Let’s assume that you have an organization that is not doing agile. Your organization is not team-based; instead it is running in a classic matrix organization with resource managers owning the resources that project managers are requesting for their projects. Your projects are using some kind of a waterfall model, with requirements analysis, development, testing and deployment as separate, sequential phases. When a project is done, the result is delivered to the end user and to another part of the organization responsible for maintenance.
Your organization is doing okay. Sure, things could be better, but this is the way it has always worked.
You’ve heard about this agile thing, but determined that this is not for you, not for your organization.
It’s about the people
Around you, companies and other organizations are changing their way of thinking. Being first in a rapidly changing market place counts, as well as being able to respond to changes in consumer and technology behaviour. For these other organizations, agile methods are necessary to survive. And so they adopt it, run with it, reach various stages of agile maturity.

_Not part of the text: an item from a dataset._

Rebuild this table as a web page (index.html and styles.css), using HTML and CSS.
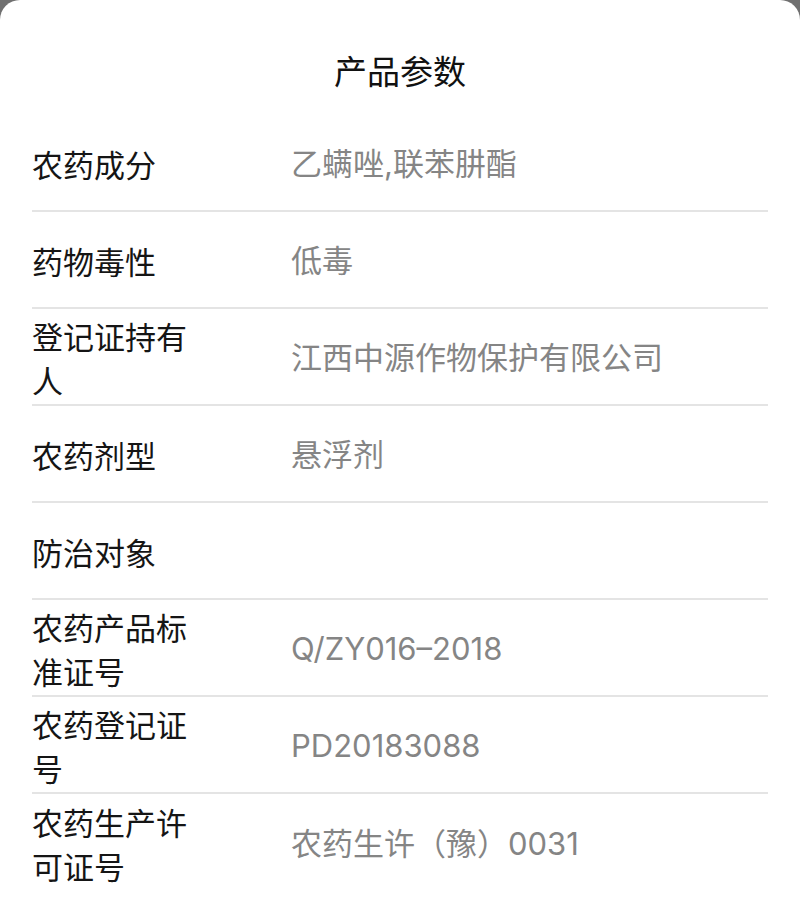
FILE: index.html
```html
<!DOCTYPE html>
<html lang="zh-CN">
<head>
<meta charset="utf-8">
<title>产品参数</title>
<link rel="stylesheet" href="styles.css">
</head>
<body>
<div class="sheet">
  <h1 class="title">产品参数</h1>
  <div class="list">
    <div class="row"><div class="label">农药成分</div><div class="value">乙螨唑,联苯肼酯</div></div>
    <div class="row"><div class="label">药物毒性</div><div class="value">低毒</div></div>
    <div class="row"><div class="label">登记证持有人</div><div class="value">江西中源作物保护有限公司</div></div>
    <div class="row"><div class="label">农药剂型</div><div class="value">悬浮剂</div></div>
    <div class="row"><div class="label">防治对象</div><div class="value"></div></div>
    <div class="row"><div class="label">农药产品标准证号</div><div class="value">Q/ZY016–2018</div></div>
    <div class="row"><div class="label">农药登记证号</div><div class="value">PD20183088</div></div>
    <div class="row last"><div class="label">农药生产许可证号</div><div class="value">农药生许（豫）0031</div></div>
  </div>
</div>
</body>
</html>
```
FILE: styles.css
```css
html, body {
  margin: 0;
  padding: 0;
  background: #707070;
}
.sheet {
  background: #ffffff;
  border-radius: 20px 20px 0 0;
  min-height: 911px;
  box-sizing: border-box;
  padding: 48px 32px 0;
  font-family: "Noto Sans CJK SC", sans-serif;
}
.title {
  margin: 0 0 23px;
  font-size: 33px;
  line-height: 44px;
  font-weight: 400;
  color: #111111;
  text-align: center;
}
.list {
  display: flex;
  flex-direction: column;
}
.row {
  display: grid;
  grid-template-columns: 170px 1fr;
  column-gap: 89px;
  align-items: center;
  height: 97px;
  box-sizing: border-box;
  padding-top: 2px;
  border-bottom: 2px solid #e4e4e4;
}
.row.last {
  border-bottom: none;
}
.label {
  font-size: 31px;
  line-height: 44px;
  color: #151515;
}
.value {
  font-family: "Inter", "Noto Sans CJK SC", sans-serif;
  font-size: 31px;
  line-height: 44px;
  color: #858585;
}
```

But your organization do not. It is not for you, and perhaps you do not need to move that quickly; you have your product or niche and that has been working for you so far. Why fix what ain’t broken?

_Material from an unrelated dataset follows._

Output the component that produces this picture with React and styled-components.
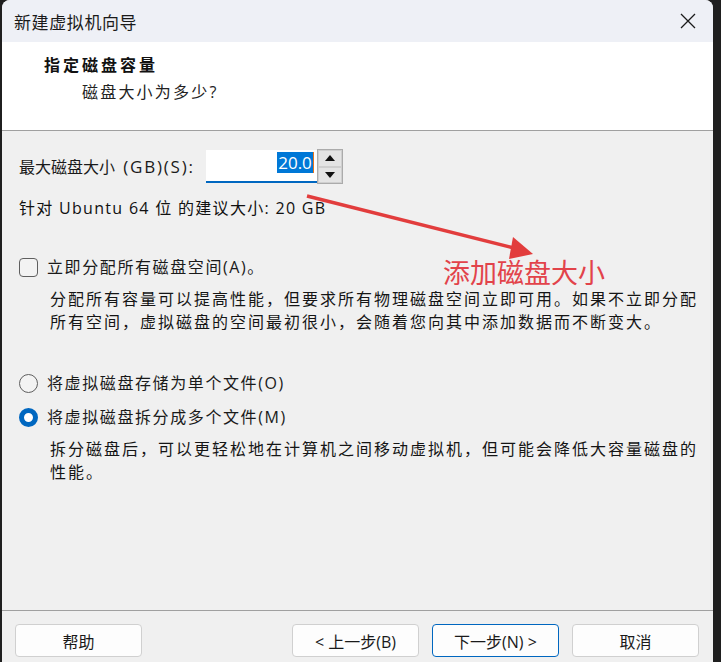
import React from 'react'
import styled, { createGlobalStyle } from 'styled-components'

const GlobalStyle = createGlobalStyle`
    *, *::before, *::after {
        box-sizing: border-box;
    }
    html, body {
        margin: 0;
        padding: 0;
        background: #1f1f1f;
        overflow: hidden;
    }
    body {
        font-family: "Open Sans", "Noto Sans CJK SC", sans-serif;
        color: #1a1a1a;
    }
`

function App() {
    return (
        <>
            <GlobalStyle />
            <Page>
                <Window>
                    <TitleBar>
                        <span>新建虚拟机向导</span>
                        <CloseButton aria-label='关闭'>
                            <svg width='16' height='16' viewBox='0 0 16 16'>
                                <path d='M1 1 L15 15 M15 1 L1 15' stroke='#1a1a1a' strokeWidth='1.3' fill='none' />
                            </svg>
                        </CloseButton>
                    </TitleBar>

                    <Header>
                        <Heading>指定磁盘容量</Heading>
                        <SubHeading>磁盘大小为多少?</SubHeading>
                    </Header>

                    <Body>
                        <SizeRow>
                            <span>最大磁盘大小<Latin> (GB)(S):</Latin></span>
                            <NumberBox>
                                <Selected>20.0</Selected>
                                <Caret />
                            </NumberBox>
                            <Spinner>
                                <SpinButton>
                                    <svg width='10' height='6' viewBox='0 0 10 6'><path d='M0 6 L5 0 L10 6 Z' fill='#111' /></svg>
                                </SpinButton>
                                <SpinButton>
                                    <svg width='10' height='6' viewBox='0 0 10 6'><path d='M0 0 L5 6 L10 0 Z' fill='#111' /></svg>
                                </SpinButton>
                            </Spinner>
                        </SizeRow>

                        <Hint>针对 Ubuntu 64 位 的建议大小: 20 GB</Hint>

                        <OptionRow $top={37}>
                            <CheckBox />
                            <OptionLabel>立即分配所有磁盘空间(A)。</OptionLabel>
                        </OptionRow>
                        <Description>
                            <span>分配所有容量可以提高性能，但要求所有物理磁盘空间立即可用。如果不立即分配</span>
                            <span>所有空间，虚拟磁盘的空间最初很小，会随着您向其中添加数据而不断变大。</span>
                        </Description>

                        <OptionRow $top={38}>
                            <Radio />
                            <OptionLabel>将虚拟磁盘存储为单个文件(O)</OptionLabel>
                        </OptionRow>
                        <OptionRow $top={12}>
                            <Radio $checked />
                            <OptionLabel>将虚拟磁盘拆分成多个文件(M)</OptionLabel>
                        </OptionRow>
                        <Description>
                            <span>拆分磁盘后，可以更轻松地在计算机之间移动虚拟机，但可能会降低大容量磁盘的</span>
                            <span>性能。</span>
                        </Description>
                    </Body>

                    <Footer>
                        <Button>帮助</Button>
                        <ButtonGroup>
                            <Button>&lt; 上一步(B)</Button>
                            <Button $primary>下一步(N) &gt;</Button>
                            <Button>取消</Button>
                        </ButtonGroup>
                    </Footer>

                    {/* red note drawn over the dialog */}
                    <Arrow width='711' height='300' viewBox='0 0 711 300'>
                        <line x1='305' y1='196' x2='512' y2='248' stroke='#e23d3d' strokeWidth='3.5' />
                        <path d='M531 254 L511 237 L507 259 Z' fill='#e23d3d' />
                    </Arrow>
                    <Note>添加磁盘大小</Note>
                </Window>
            </Page>
        </>
    )
}

const Page = styled.div`
    height: 662px;
    padding-left: 2px;
`

const Window = styled.div`
    position: relative;
    width: 711px;
    height: 662px;
    display: flex;
    flex-direction: column;
    background: #f0f0f0;
    border-radius: 8px 8px 0 0;
    overflow: hidden;
`

const TitleBar = styled.div`
    height: 42px;
    flex-shrink: 0;
    display: flex;
    align-items: center;
    justify-content: space-between;
    padding: 0 16px 0 12px;
    background: #eef0f6;
    font-size: 17px;
    letter-spacing: 0.6px;
    color: #1a1a1a;
`

const CloseButton = styled.div`
    display: flex;
    align-items: center;
    justify-content: center;
    width: 16px;
    height: 16px;
    margin-right: 1px;
`

const Header = styled.div`
    height: 89px;
    flex-shrink: 0;
    background: #ffffff;
    border-bottom: 1px solid #a0a0a0;
    padding: 12px 0 0 42px;
`

const Heading = styled.div`
    font-size: 16px;
    font-weight: 700;
    line-height: 22px;
    letter-spacing: 3px;
    color: #111;
`

const SubHeading = styled.div`
    margin: 5px 0 0 38px;
    font-size: 16px;
    line-height: 22px;
    letter-spacing: 2.2px;
    color: #222;
`

const Body = styled.div`
    flex: 1;
    padding: 18px 0 0 17px;
    font-size: 16px;
`

const SizeRow = styled.div`
    display: flex;
    align-items: center;
    height: 35px;
    span {
        line-height: 22px;
    }
`

const Latin = styled.span`
    font-size: 17px;
    letter-spacing: 1.8px;
    padding-left: 2px;
`

const NumberBox = styled.div`
    width: 111px;
    height: 33px;
    margin-left: 11px;
    display: flex;
    align-items: flex-start;
    justify-content: flex-end;
    padding: 2px 3px 0 0;
    background: #ffffff;
    border-bottom: 2px solid #0067c0;
`

const Selected = styled.span`
    height: 21px;
    line-height: 21px;
    padding: 0 1px;
    background: #0078d7;
    color: #ffffff;
    font-size: 17px;
`

const Caret = styled.span`
    width: 1px;
    height: 21px;
    background: #e8741b;
`

const Spinner = styled.div`
    width: 26px;
    height: 35px;
    border: 1px solid #ababab;
    display: flex;
    flex-direction: column;
    background: #f0f0f0;
`

const SpinButton = styled.div`
    flex: 1;
    display: flex;
    align-items: center;
    justify-content: center;
    background: #e4e4e4;
    border: 1px solid #cfcfcf;
`

const Hint = styled.div`
    margin-top: 13px;
    line-height: 22px;
    letter-spacing: 1.3px;
    color: #111;
`

const OptionRow = styled.div`
    display: flex;
    align-items: center;
    height: 22px;
    margin-top: ${p => p.$top}px;
`

const CheckBox = styled.span`
    width: 19px;
    height: 19px;
    border: 1.5px solid #5f5f5f;
    border-radius: 4px;
    background: #f3f3f3;
`

const Radio = styled.span`
    width: 19px;
    height: 19px;
    border-radius: 50%;
    border: ${p => (p.$checked ? '5.5px solid #0067c0' : '1.5px solid #5f5f5f')};
    background: ${p => (p.$checked ? '#ffffff' : '#f3f3f3')};
`

const OptionLabel = styled.span`
    margin-left: 9px;
    letter-spacing: 1.6px;
    line-height: 22px;
`

const Description = styled.div`
    display: flex;
    flex-direction: column;
    margin: 10px 0 0 31px;
    line-height: 23px;
    letter-spacing: 2px;
    white-space: nowrap;
    color: #151515;
`

const Footer = styled.div`
    height: 52px;
    flex-shrink: 0;
    border-top: 1px solid #a0a0a0;
    display: flex;
    align-items: flex-start;
    padding: 13px 14px 0 13px;
`

const ButtonGroup = styled.div`
    display: flex;
    gap: 13px;
    margin-left: auto;
`

const Button = styled.button`
    width: 127px;
    height: 33px;
    border-radius: 4px;
    background: #fdfdfd;
    border: 1px solid ${p => (p.$primary ? '#0067c0' : '#d0d0d0')};
    font-family: "Open Sans", "Noto Sans CJK SC", sans-serif;
    font-size: 16px;
    color: #1a1a1a;
    padding: 0;
`

const Arrow = styled.svg`
    position: absolute;
    left: 0;
    top: 0;
    pointer-events: none;
`

const Note = styled.div`
    position: absolute;
    left: 441px;
    top: 259px;
    font-family: "Noto Sans CJK SC", sans-serif;
    font-size: 27px;
    line-height: 26px;
    color: #e2434a;
`

export default App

Your employees quit occasionally and you hire replacements. From where? Well, typically, you hire them either fresh out of school or they have been working for another of those organizations. In both cases, chances are your new hires have some experience with agile.

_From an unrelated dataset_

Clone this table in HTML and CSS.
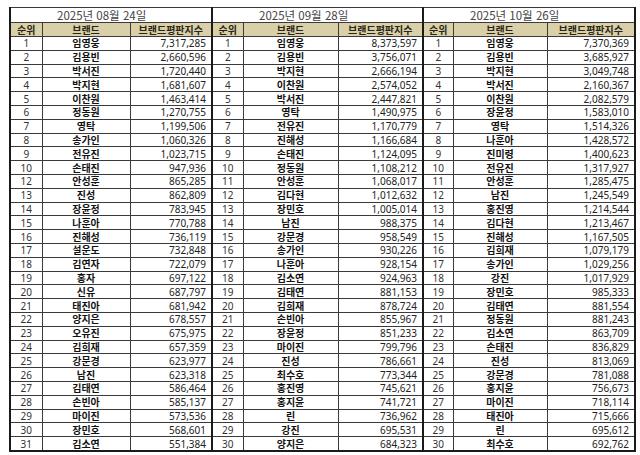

Also, it is very likely that your existing employees will see and hear what is going on in those other organizations, and hear positive things about agile and working in teams.
So, what is likely to happen over time? Will you be able to keep your best, high-performing employees, or will they quit and start working for one of the other – agile – organizations? Who will want to work in your organization? Will you, after a time, only receive applications from those that did not really like working in a team? Are those the individuals that you want in your organizations? How will you be able to attract the best competence? How much will it cost you?
There are many other arguments that could be made, in the same way – but I’ll stop here, at least for now. For me, agile is about people and their motivations. The point is that this works both ways – just as it is important to find a why (as in ”why should we”), it is important to answer the question what if you don’t.